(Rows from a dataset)
------------------------

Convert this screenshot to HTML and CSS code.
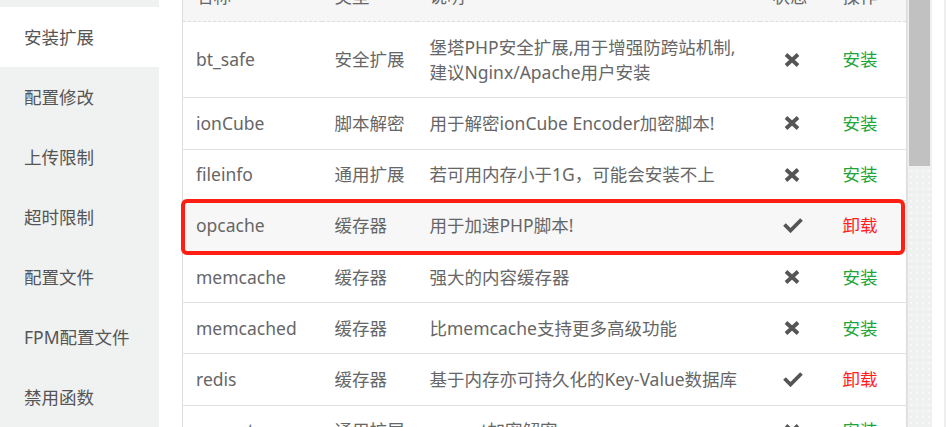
FILE: index.html
```html
<!DOCTYPE html>
<html lang="zh-CN">
<head>
<meta charset="utf-8">
<title>PHP扩展</title>
<link rel="stylesheet" href="styles.css">
</head>
<body>
<div class="page">
  <nav class="side">
    <div class="side-item">服务</div>
    <div class="side-item active">安装扩展</div>
    <div class="side-item">配置修改</div>
    <div class="side-item">上传限制</div>
    <div class="side-item">超时限制</div>
    <div class="side-item">配置文件</div>
    <div class="side-item">FPM配置文件</div>
    <div class="side-item">禁用函数</div>
  </nav>
  <main class="main">
    <table class="ext-table">
      <colgroup>
        <col class="c-name"><col class="c-type"><col class="c-desc"><col class="c-state"><col class="c-op">
      </colgroup>
      <thead>
        <tr><th>名称</th><th>类型</th><th>说明</th><th>状态</th><th>操作</th></tr>
      </thead>
      <tbody>
        <tr>
          <td>bt_safe</td><td>安全扩展</td>
          <td>堡塔PHP安全扩展,用于增强防跨站机制,<br>建议Nginx/Apache用户安装</td>
          <td><svg class="ico-x" viewBox="0 0 16 14"><path d="M2 1.5 L14 12.5 M14 1.5 L2 12.5"/></svg></td>
          <td><span class="act-install">安装</span></td>
        </tr>
        <tr>
          <td>ionCube</td><td>脚本解密</td><td>用于解密ionCube Encoder加密脚本!</td>
          <td><svg class="ico-x" viewBox="0 0 16 14"><path d="M2 1.5 L14 12.5 M14 1.5 L2 12.5"/></svg></td>
          <td><span class="act-install">安装</span></td>
        </tr>
        <tr>
          <td>fileinfo</td><td>通用扩展</td><td>若可用内存小于1G，可能会安装不上</td>
          <td><svg class="ico-x" viewBox="0 0 16 14"><path d="M2 1.5 L14 12.5 M14 1.5 L2 12.5"/></svg></td>
          <td><span class="act-install">安装</span></td>
        </tr>
        <tr class="hover">
          <td>opcache</td><td>缓存器</td><td>用于加速PHP脚本!</td>
          <td><svg class="ico-ok" viewBox="0 0 20 15"><path d="M1.5 6.5 L7.5 12.5 L18.5 1.5"/></svg></td>
          <td><span class="act-remove">卸载</span></td>
        </tr>
        <tr>
          <td>memcache</td><td>缓存器</td><td>强大的内容缓存器</td>
          <td><svg class="ico-x" viewBox="0 0 16 14"><path d="M2 1.5 L14 12.5 M14 1.5 L2 12.5"/></svg></td>
          <td><span class="act-install">安装</span></td>
        </tr>
        <tr>
          <td>memcached</td><td>缓存器</td><td>比memcache支持更多高级功能</td>
          <td><svg class="ico-x" viewBox="0 0 16 14"><path d="M2 1.5 L14 12.5 M14 1.5 L2 12.5"/></svg></td>
          <td><span class="act-install">安装</span></td>
        </tr>
        <tr>
          <td>redis</td><td>缓存器</td><td>基于内存亦可持久化的Key-Value数据库</td>
          <td><svg class="ico-ok" viewBox="0 0 20 15"><path d="M1.5 6.5 L7.5 12.5 L18.5 1.5"/></svg></td>
          <td><span class="act-remove">卸载</span></td>
        </tr>
        <tr>
          <td>mcrypt</td><td>通用扩展</td><td>mcrypt加密解密</td>
          <td><svg class="ico-x" viewBox="0 0 16 14"><path d="M2 1.5 L14 12.5 M14 1.5 L2 12.5"/></svg></td>
          <td><span class="act-install">安装</span></td>
        </tr>
      </tbody>
    </table>
    <div class="highlight"></div>
  </main>
  <div class="scroll">
    <div class="thumb"></div>
  </div>
  <div class="edge"></div>
</div>
</body>
</html>
```

FILE: styles.css
```css
html, body {
  margin: 0;
  padding: 0;
  height: 100%;
  overflow: hidden;
  background: #fff;
}
body {
  font-family: "Noto Sans", "Noto Sans CJK SC", sans-serif;
  font-size: 17.5px;
  color: #666;
}
.page {
  display: flex;
  height: 427px;
  overflow: hidden;
}
.side {
  width: 159px;
  flex: none;
  background: #f0f1f1;
  margin-top: -53px;
}
.side-item {
  height: 60px;
  line-height: 60px;
  padding-left: 24px;
  color: #555;
  white-space: nowrap;
}
.side-item.active {
  background: #fff;
}
.main {
  flex: 1;
  position: relative;
  padding-left: 23px;
  min-width: 0;
}
.ext-table {
  width: 724px;
  table-layout: fixed;
  border-collapse: collapse;
  margin-top: -29px;
  border-left: 1px solid #ddd;
  border-right: 1px solid #ddd;
}
.c-name { width: 139px; }
.c-type { width: 95px; }
.c-desc { width: 343px; }
.c-state { width: 70px; }
.c-op { width: 77px; }
.ext-table th,
.ext-table td {
  padding: 12.6px 0 12.6px 13px;
  line-height: 25px;
  text-align: left;
  font-weight: normal;
  vertical-align: middle;
  white-space: nowrap;
  border-bottom: 1px solid #e2e2e2;
}
.ext-table th {
  background: #f6f6f6;
  border-bottom: 1px dashed #ddd;
}
.ext-table tr.hover td {
  background: #f7f7f7;
}
.ext-table svg {
  display: block;
}
.ico-x {
  width: 16px;
  height: 14px;
  margin-left: 11px;
  fill: none;
  stroke: #555;
  stroke-width: 3.8;
}
.ico-ok {
  width: 20px;
  height: 15px;
  margin-left: 10px;
  fill: none;
  stroke: #555;
  stroke-width: 3.8;
  stroke-linejoin: miter;
}
.act-install { color: #20a53a; }
.act-remove { color: #ff1f1f; }
.highlight {
  position: absolute;
  left: 22px;
  top: 199px;
  width: 724px;
  height: 56px;
  box-sizing: border-box;
  border: 4px solid #ff1e12;
  border-radius: 6px;
}
.scroll {
  width: 26px;
  flex: none;
  box-sizing: border-box;
  border-left: 2px solid #e4e4e4;
  background-color: #eff0f0;
  background-image: radial-gradient(circle, #f8f8f8 0.8px, transparent 1px);
  background-size: 6px 6px;
  padding: 0 2px 0 1px;
}
.thumb {
  height: 166px;
  background: #c1c1c1;
}
.edge {
  width: 14px;
  flex: none;
  box-sizing: border-box;
  border-right: 2px solid #eeeeee;
}
```
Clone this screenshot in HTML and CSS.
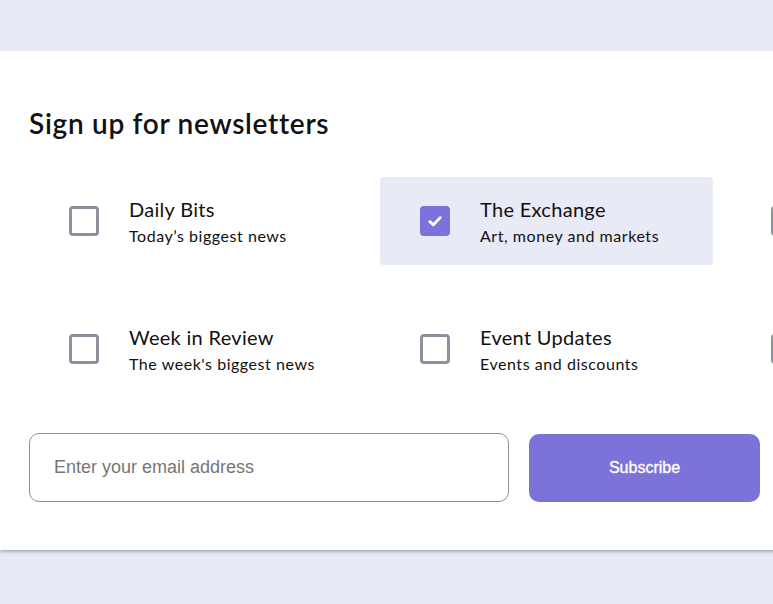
FILE: index.html
```html
<!DOCTYPE html>
<html lang="en">
<head>
<meta charset="utf-8">
<title>Sign up for newsletters</title>
<link rel="stylesheet" href="styles.css">
</head>
<body>
<main class="card">
  <h2 class="title">Sign up for newsletters</h2>
  <div class="options">
    <label class="option">
      <span class="box"></span>
      <span class="text"><span class="name">Daily Bits</span><span class="desc">Today’s biggest news</span></span>
    </label>
    <label class="option selected">
      <span class="box checked"><svg viewBox="0 0 16 16" width="18" height="18"><path d="M3.4 8.6 L6.6 11.4 L12.6 5" fill="none" stroke="#fff" stroke-width="2.5" stroke-linecap="round" stroke-linejoin="round"/></svg></span>
      <span class="text"><span class="name">The Exchange</span><span class="desc">Art, money and markets</span></span>
    </label>
    <label class="option">
      <span class="box"></span>
    </label>
    <label class="option">
      <span class="box"></span>
      <span class="text"><span class="name">Week in Review</span><span class="desc">The week's biggest news</span></span>
    </label>
    <label class="option">
      <span class="box"></span>
      <span class="text"><span class="name">Event Updates</span><span class="desc">Events and discounts</span></span>
    </label>
    <label class="option">
      <span class="box"></span>
    </label>
  </div>
  <form class="signup">
    <input class="email" type="email" placeholder="Enter your email address">
    <button class="subscribe" type="button">Subscribe</button>
  </form>
</main>
</body>
</html>
```

FILE: styles.css
```css
html, body {
  margin: 0;
  padding: 0;
  overflow: hidden;
}
body {
  background: #e8eaf6;
  font-family: Lato, "Noto Sans", sans-serif;
  color: #111;
  height: 604px;
}
.card {
  background: #fff;
  margin-top: 51px;
  width: 1100px;
  height: 499px;
  box-sizing: border-box;
  padding: 56px 29px 0;
  box-shadow: 0 2px 3px rgba(60, 60, 80, 0.35);
}
.title {
  margin: 0;
  font-size: 28px;
  line-height: 32px;
  font-weight: 600;
  letter-spacing: 0.7px;
  color: #111;
}
.options {
  display: grid;
  grid-template-columns: repeat(3, 333px);
  grid-auto-rows: 88px;
  column-gap: 18px;
  row-gap: 40px;
  margin-top: 38px;
}
.option {
  display: flex;
  align-items: center;
  gap: 30px;
  padding-left: 40px;
  border-radius: 4px;
}
.option.selected {
  background: #e8eaf6;
}
.box {
  width: 30px;
  height: 30px;
  box-sizing: border-box;
  border: 3px solid #8e909d;
  border-radius: 4px;
  flex: none;
  display: flex;
  align-items: center;
  justify-content: center;
}
.box.checked {
  background: #7b73d9;
  border-color: #7b73d9;
}
.text {
  display: flex;
  flex-direction: column;
  padding-top: 4px;
}
.name {
  font-size: 20px;
  line-height: 24px;
  letter-spacing: 0.3px;
  color: #111;
}
.desc {
  font-size: 16px;
  line-height: 26px;
  letter-spacing: 0.55px;
  margin-top: 2px;
  color: #111;
}
.signup {
  display: flex;
  align-items: center;
  gap: 20px;
  margin-top: 40px;
}
.email {
  width: 480px;
  height: 69px;
  box-sizing: border-box;
  border: 1px solid #8e909d;
  border-radius: 10px;
  padding: 0 24px;
  font-family: "Liberation Sans", Arial, sans-serif;
  font-size: 18px;
  color: #333;
  outline: none;
}
.email::placeholder {
  color: #767676;
}
.subscribe {
  width: 231px;
  height: 68px;
  border: none;
  border-radius: 10px;
  background: #7b73d9;
  color: #fff;
  font-family: "Liberation Sans", Arial, sans-serif;
  font-size: 16px;
  font-weight: 400;
  -webkit-text-stroke: 0.35px #fff;
}
```
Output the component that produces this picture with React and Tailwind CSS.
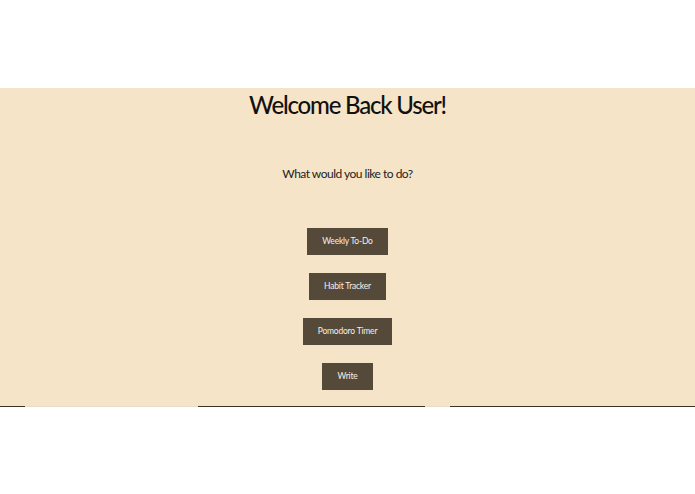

------------------------

• **WHAT YOU ARE ASKED TO DO**
Go over the records above and tally each line that includes "this". Give the total by itself.

• **SOLVED EXERCISE**
3